Bonnie: Dr. Joseph LeConte was a charter professor of geology at the University of California, Berkeley—the first campus in the system founded in 1869. He was a founding member of the Sierra Club and one of the first board members—until 1898. Traveling to Yosemite Valley in 1870 with eight of his university students, LeConte met John Muir who traveled with the excursion party for ten days. He shared Muir’s enthusiasm for the glacial origin of Yosemite Valley and returned to Yosemite in 1872, validating Muir’s glacial theory, publishing “A Theory of the Formation of the Great Features of the Earth’s Surface.” Returning to Yosemite on eight occasions, it was on the last trip in 1901, the first Sierra Club “outing” trips that would take club members to the High Sierra, that LeConte died in Curry Village just before the trip began.

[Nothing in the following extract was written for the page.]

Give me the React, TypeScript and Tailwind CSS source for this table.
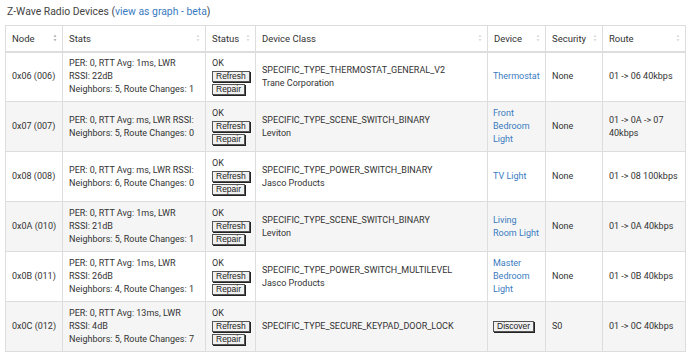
import React from 'react';

type Row = {
  node: string;
  stats: string[];
  cls: string;
  maker?: string;
  device?: string[];
  security: string;
  route: string[];
};

const rows: Row[] = [
  {
    node: '0x06 (006)',
    stats: ['PER: 0, RTT Avg: 1ms, LWR', 'RSSI: 22dB', 'Neighbors: 5, Route Changes: 1'],
    cls: 'SPECIFIC_TYPE_THERMOSTAT_GENERAL_V2',
    maker: 'Trane Corporation',
    device: ['Thermostat'],
    security: 'None',
    route: ['01 -> 06 40kbps'],
  },
  {
    node: '0x07 (007)',
    stats: ['PER: 0, RTT Avg: ms, LWR RSSI:', 'Neighbors: 5, Route Changes: 0'],
    cls: 'SPECIFIC_TYPE_SCENE_SWITCH_BINARY',
    maker: 'Leviton',
    device: ['Front', 'Bedroom', 'Light'],
    security: 'None',
    route: ['01 -> 0A -> 07', '40kbps'],
  },
  {
    node: '0x08 (008)',
    stats: ['PER: 0, RTT Avg: ms, LWR RSSI:', 'Neighbors: 6, Route Changes: 0'],
    cls: 'SPECIFIC_TYPE_POWER_SWITCH_BINARY',
    maker: 'Jasco Products',
    device: ['TV Light'],
    security: 'None',
    route: ['01 -> 08 100kbps'],
  },
  {
    node: '0x0A (010)',
    stats: ['PER: 0, RTT Avg: 1ms, LWR', 'RSSI: 21dB', 'Neighbors: 5, Route Changes: 1'],
    cls: 'SPECIFIC_TYPE_SCENE_SWITCH_BINARY',
    maker: 'Leviton',
    device: ['Living', 'Room Light'],
    security: 'None',
    route: ['01 -> 0A 40kbps'],
  },
  {
    node: '0x0B (011)',
    stats: ['PER: 0, RTT Avg: 1ms, LWR', 'RSSI: 26dB', 'Neighbors: 4, Route Changes: 1'],
    cls: 'SPECIFIC_TYPE_POWER_SWITCH_MULTILEVEL',
    maker: 'Jasco Products',
    device: ['Master', 'Bedroom', 'Light'],
    security: 'None',
    route: ['01 -> 0B 40kbps'],
  },
  {
    node: '0x0C (012)',
    stats: ['PER: 0, RTT Avg: 13ms, LWR', 'RSSI: 4dB', 'Neighbors: 5, Route Changes: 7'],
    cls: 'SPECIFIC_TYPE_SECURE_KEYPAD_DOOR_LOCK',
    security: 'S0',
    route: ['01 -> 0C 40kbps'],
  },
];

const headers = ['Node', 'Stats', 'Status', 'Device Class', 'Device', 'Security', 'Route'];

function SortIcon({ dark }: { dark?: boolean }) {
  const c = dark ? '#b5b5b5' : '#dcdcdc';
  return (
    <svg width="4" height="8" viewBox="0 0 4 8" className="shrink-0">
      <path d="M2 0.5 L3.5 3 L0.5 3 Z" fill={c} />
      <path d="M2 7.5 L3.5 5 L0.5 5 Z" fill={c} />
    </svg>
  );
}

function Btn({ label, block = true }: { label: string; block?: boolean }) {
  return (
    <button
      className={
        (block ? 'block mt-[2px] ' : '') +
        "h-[11px] px-[3px] font-['Liberation_Sans',Arial,sans-serif] text-[8.5px] leading-[9px] text-[#222] bg-[#f0f0f0] border border-[#555] shadow-[1px_1px_0_#222]"
      }
    >
      {label}
    </button>
  );
}

export default function App() {
  return (
    <div className="w-[690px] h-[357px] bg-white text-[#333] font-['Roboto',sans-serif] text-[9px] leading-[13px]">
      <div className="px-[7px] pt-[4px] h-[25px] text-[10.4px] leading-[15px] text-[#444]">
        Z-Wave Radio Devices (<a className="text-[#3a7bbf]">view as graph - beta</a>)
      </div>
      <table className="ml-[5px] w-[680px] table-fixed border-collapse border border-[#ddd]">
        <colgroup>
          <col className="w-[57px]" />
          <col className="w-[143px]" />
          <col className="w-[50px]" />
          <col className="w-[232px]" />
          <col className="w-[58px]" />
          <col className="w-[57px]" />
          <col className="w-[83px]" />
        </colgroup>
        <thead>
          <tr className="h-[26px]">
            {headers.map((h, i) => (
              <th
                key={h}
                className="border border-[#ddd] border-b-2 pl-[6px] pr-[5px] font-normal text-left text-[9.5px]"
              >
                <div className="flex items-center justify-between">
                  <span>{h}</span>
                  <SortIcon dark={i === 0} />
                </div>
              </th>
            ))}
          </tr>
        </thead>
        <tbody>
          {rows.map((r, i) => (
            <tr key={r.node} className={i % 2 === 1 ? 'h-[50px] bg-[#f5f5f5]' : 'h-[50px] bg-white'}>
              <td className="border border-[#ddd] pl-[6px] pr-[3px] align-middle whitespace-nowrap">{r.node}</td>
              <td className="border border-[#ddd] px-[6px] align-middle">
                {r.stats.map((s) => (
                  <div key={s} className="whitespace-nowrap">{s}</div>
                ))}
              </td>
              <td className="border border-[#ddd] px-[6px] align-middle">
                <div className="leading-[11px]">OK</div>
                <Btn label="Refresh" />
                <Btn label="Repair" />
              </td>
              <td className="border border-[#ddd] px-[6px] align-middle">
                <div>{r.cls}</div>
                {r.maker && <div>{r.maker}</div>}
              </td>
              <td className="border border-[#ddd] px-[5px] align-middle text-[#3a7bbf]">
                {r.device ? (
                  r.device.map((d) => <div key={d} className="whitespace-nowrap">{d}</div>)
                ) : (
                  <Btn label="Discover" block={false} />
                )}
              </td>
              <td className="border border-[#ddd] px-[6px] align-middle">{r.security}</td>
              <td className="border border-[#ddd] px-[6px] align-middle">
                {r.route.map((s) => (
                  <div key={s} className="whitespace-nowrap">{s}</div>
                ))}
              </td>
            </tr>
          ))}
        </tbody>
      </table>
    </div>
  );
}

LeConte published a text book Elements of Geology highly regarded by students as was his teaching. LeConte wrote of Yosemite: “As I stood gazing down into the dark and roaring chasm, and up into the clear sky, my heart swelled with gratitude to the Great Author of all beauty and grandeur.”
Meg: Yosemite is said to be the “home” of the Sierra Club—what does this mean to you?
Bonnie: Yosemite is the home of the Sierra Club in that Yosemite is where the roots of the Sierra Club were germinated in the work of John Muir and the relations that he developed and nurtured with like-minded individuals who sprang-forth the purpose in its organization. John Muir and Robert Underwood Johnson, editor of The Century Magazine are in large-part responsible for the birth of Yosemite National Park, established to protect watersheds—from grazing and lumbering--that flow into Yosemite Valley. YNP was established in 1890, the Sierra Club was established two years later in 1892, founded as a watchdog organization to oversee and advocate for the protection of YNP as well as the High Sierra. There were attempts to reconfigure the boundaries and in the early twentieth-century the battle for Hetch Hetchy asked serious questions about the protection of land set aside in perpetuity. John Muir became the first president of the Club and served until his death in 1914. The motto of the Sierra Club in seeking high places, is to enjoy, explore, and protect the planet. Here in Yosemite and in the High Sierra work began that today has carried the efforts of the Club to protect, preserve and conserve the natural wonder and resources of our planet.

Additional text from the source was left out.